Off-price executives say the promise of a great find or amazing deal creates the so-called treasure hunt environment that keeps shoppers coming back—and Amazon at bay.
“While there’s no arguing that Amazon has some really intelligent people who are changing not only how the consumer buys but how brick and mortar does business, the treasure hunt is very hard to replicate,” Rose said, adding just look at the number of flash sale sites that have been forced to change their concepts. “When Amazon boxes arrive at the house, it’s what we needed—socks for my son, a new doll for my daughter. But when I come home from Ross or Marshall’s, I have things I didn’t necessarily go for.”
This opportunity to discover new things is one reason why this sector is bucking the overall retail trend that has almost everyone else scrambling to funnel resources into e-commerce.
“We are convinced that the ability to touch and feel the merchandise and the inspiration that our shopping experience elicits, leads to instant gratification, all important factors for shoppers,” Herrman said.
As a result, TJ Maxx is leading the charge in brick-and-mortar expansion with the goal of growing from 4,000 locations across all its banners to 6,100, and that’s just counting stores where the company currently operates. Burlington is planning 35 to 40 net new stores this year, bringing its two-year growth to 176. And Ross is on pace to open 100 stores this year, putting the approximately 1,600-store retail group closer to its goal of 2,500 locations.
But the question becomes how much is too much when there are already chains like Nordstrom Rack, Saks Off 5th and Neiman Marcus Last Call in the mix, as well as new entrants looking to grow like Macy’s with 100 more Backstage areas within its stores and seven additional Gordmans stores.
The first concern analysts have when they hear of expansion plans is how will these companies fill all of those racks. But retail executives say there’s no need to worry about empty stores.
“There’s tons of products available,” said Thomas Kingsbury, CEO of Burlington, giving voice to a sentiment his peers also hold. “We have a lot of liquidity, meaning we have a lot of open buy. So we can continue to buy product every single day if we need to. Our merchants are still on the market every single week looking for great deals.”
Both Rose and Duval agree that stock availability isn’t an issue. “Your normal big sources are doing a better job at controlling inventory, but there will still be some leftover goods,” Duval said. “And there are a gazillion other places that allow them to have access to goods.”
One of those channels is e-commerce sites, which Ernie Herrman CEO and president of TJX sees as a “growing opportunity.”
He told analysts that vertical online retailers and omnichannel players have an even more difficult challenge when it comes to predicting the quantity they should produce for their businesses.
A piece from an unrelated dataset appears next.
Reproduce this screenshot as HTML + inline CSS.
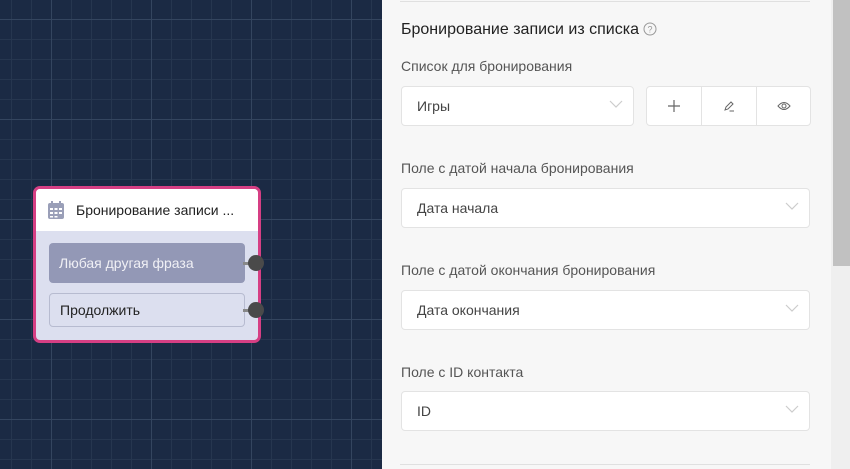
<!DOCTYPE html>
<html><head><meta charset="utf-8"><style>
*{box-sizing:border-box;margin:0;padding:0}
body{width:850px;height:469px;overflow:hidden;font-family:"Liberation Sans","Noto Sans CJK SC",sans-serif;position:relative;background:#1b2a44}
#canvas{position:absolute;left:0;top:0;width:382px;height:469px;background-color:#1b2a44;
background-image:linear-gradient(#34455f 1px,transparent 1px),linear-gradient(90deg,#34455f 1px,transparent 1px),linear-gradient(#26364f 1px,transparent 1px),linear-gradient(90deg,#26364f 1px,transparent 1px);
background-size:100px 100px,100px 100px,20px 20px,20px 20px;background-position:0 19px,51px 0,0 19px,11px 0}
.node{position:absolute;left:33px;top:186px;width:228px;height:157px;border:3px solid #d63f84;border-radius:7px;background:#dcdfef;overflow:visible}
.nh{height:42px;background:#fff;border-radius:4px 4px 0 0;display:flex;align-items:center;padding-left:12px;font-size:14px;color:#222}
.nh svg{margin-right:12px}
.b{position:absolute;left:13px;width:196px;height:40px;border-radius:4px;font-size:14px;display:flex;align-items:center;padding-left:10px}
.b1{top:54px;background:#9398b6;color:#f0f0f5}
.b2{top:104px;height:34px;border:1px solid #b7bbd0;color:#222;left:13px}
.dot{position:absolute;width:16px;height:16px;border-radius:50%;background:#4a4a4a;left:212px}
.lnk{position:absolute;width:6px;height:3px;background:#888;left:207px}
#panel{position:absolute;left:382px;top:0;width:449px;height:469px;background:#f7f7f7}
.hr{position:absolute;left:18px;width:410px;height:1px;background:#e0e0e0}
.t{position:absolute;left:19px;font-size:14px;color:#555}
.sel{position:absolute;left:19px;width:409px;height:40px;background:#fff;border:1px solid #e3e3e3;border-radius:4px;font-size:14px;color:#444;padding-left:15px;display:flex;align-items:center}
.chev{position:absolute;right:10px;top:13px}
#sb{position:absolute;left:831px;top:0;width:19px;height:469px;background:#efefef}
#th{position:absolute;left:833px;top:0;width:17px;height:266px;background:#c1c1c1}
</style></head><body>
<div id="canvas">
<div class="node">
<div class="nh"><svg width="16" height="18" viewBox="0 0 16 18"><rect x="3" y="0" width="2" height="4" fill="#9a9fb8"/><rect x="11" y="0" width="2" height="4" fill="#9a9fb8"/><rect x="0" y="2" width="16" height="16" rx="2" fill="#9a9fb8"/><g fill="#fff"><rect x="2" y="7" width="3" height="2"/><rect x="6.5" y="7" width="3" height="2"/><rect x="11" y="7" width="3" height="2"/><rect x="2" y="11" width="3" height="2"/><rect x="6.5" y="11" width="3" height="2"/><rect x="11" y="11" width="3" height="2"/><rect x="2" y="15" width="3" height="1.5"/><rect x="6.5" y="15" width="3" height="1.5"/></g></svg>Бронирование записи ...</div>
<div class="b b1">Любая другая фраза</div>
<div class="lnk" style="top:73px"></div><div class="dot" style="top:66px"></div>
<div class="b b2">Продолжить</div>
<div class="lnk" style="top:120px"></div><div class="dot" style="top:113px"></div>
</div>
</div>
<div id="panel">
<div class="hr" style="top:1px"></div>
<div class="t" style="top:21px;font-size:16px;color:#222">Бронирование записи из списка <svg width="14" height="14" viewBox="0 0 14 14" style="vertical-align:-2px"><circle cx="7" cy="7" r="6" fill="none" stroke="#999" stroke-width="1"/><text x="7" y="10.3" font-size="9" text-anchor="middle" fill="#999" font-family="Liberation Sans">?</text></svg></div>
<div class="t" style="top:58px">Список для бронирования</div>
<div class="sel" style="top:86px;width:233px">Игры<svg class="chev" width="14" height="8" viewBox="0 0 14 8"><path d="M1 1l6 6 6-6" fill="none" stroke="#ccc" stroke-width="1.2"/></svg></div>
<div class="sel" style="top:86px;left:264px;width:165px;padding:0">
<div style="width:55px;height:100%;display:flex;align-items:center;justify-content:center;border-right:1px solid #e3e3e3"><svg width="12" height="12"><path d="M6 0v12M0 6h12" stroke="#666" stroke-width="1.2"/></svg></div>
<div style="width:55px;height:100%;display:flex;align-items:center;justify-content:center;border-right:1px solid #e3e3e3"><svg width="12" height="12" viewBox="0 0 12 12"><path d="M2 10L3 7 8 2 10 4 5 9ZM6.5 11H11" fill="none" stroke="#666" stroke-width="1"/></svg></div>
<div style="flex:1;height:100%;display:flex;align-items:center;justify-content:center"><svg width="14" height="10" viewBox="0 0 14 10"><path d="M1 5Q7 -2 13 5Q7 12 1 5Z" fill="none" stroke="#666" stroke-width="1"/><circle cx="7" cy="5" r="2" fill="none" stroke="#666"/></svg></div>
</div>
<div class="t" style="top:160px">Поле с датой начала бронирования</div>
<div class="sel" style="top:188px">Дата начала<svg class="chev" width="14" height="8" viewBox="0 0 14 8"><path d="M1 1l6 6 6-6" fill="none" stroke="#ccc" stroke-width="1.2"/></svg></div>
<div class="t" style="top:262px">Поле с датой окончания бронирования</div>
<div class="sel" style="top:290px">Дата окончания<svg class="chev" width="14" height="8" viewBox="0 0 14 8"><path d="M1 1l6 6 6-6" fill="none" stroke="#ccc" stroke-width="1.2"/></svg></div>
<div class="t" style="top:364px">Поле с ID контакта</div>
<div class="sel" style="top:391px">ID<svg class="chev" width="14" height="8" viewBox="0 0 14 8"><path d="M1 1l6 6 6-6" fill="none" stroke="#ccc" stroke-width="1.2"/></svg></div>
<div class="hr" style="top:464px"></div>
</div>
<div id="sb"></div><div id="th"></div>
</body></html>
And when they overestimate, that’s a positive for them and TJX. “What we’ve seen is they enjoy the benefit of knowing they can come to us, and those goods, which are visible online, will get very dispersed into a treasure hunt format with other strong brands,” he said.
In addition to new sources of goods, the sector is also growing its breadth of product offerings. Two areas currently in play are home and beauty.
“The beauty category has been a growing category for everyone as the market has shift around a lot,” said Ross CEO Barbara Rentler. “We feel good about beauty category, and you know ourselves as well as many other people in the industry feel that it’s an opportunity as the market itself is shifting from department stores to other sectors.”
At Burlington, beauty was among the company’s top performers for the quarter along with home—two of the company’s growth categories. The chain is looking to boost home from 14 percent of sales to more than 20 percent.
As stores continue to offer a wider assortment, they’re increasing their odds of reaching even more consumers, which Duval said already spans “ teens to grandmas.”
“Off price has a wide customer range,” she said. “They want something new. They want to be enticed. They don’t want to see the same floor set for three weeks.”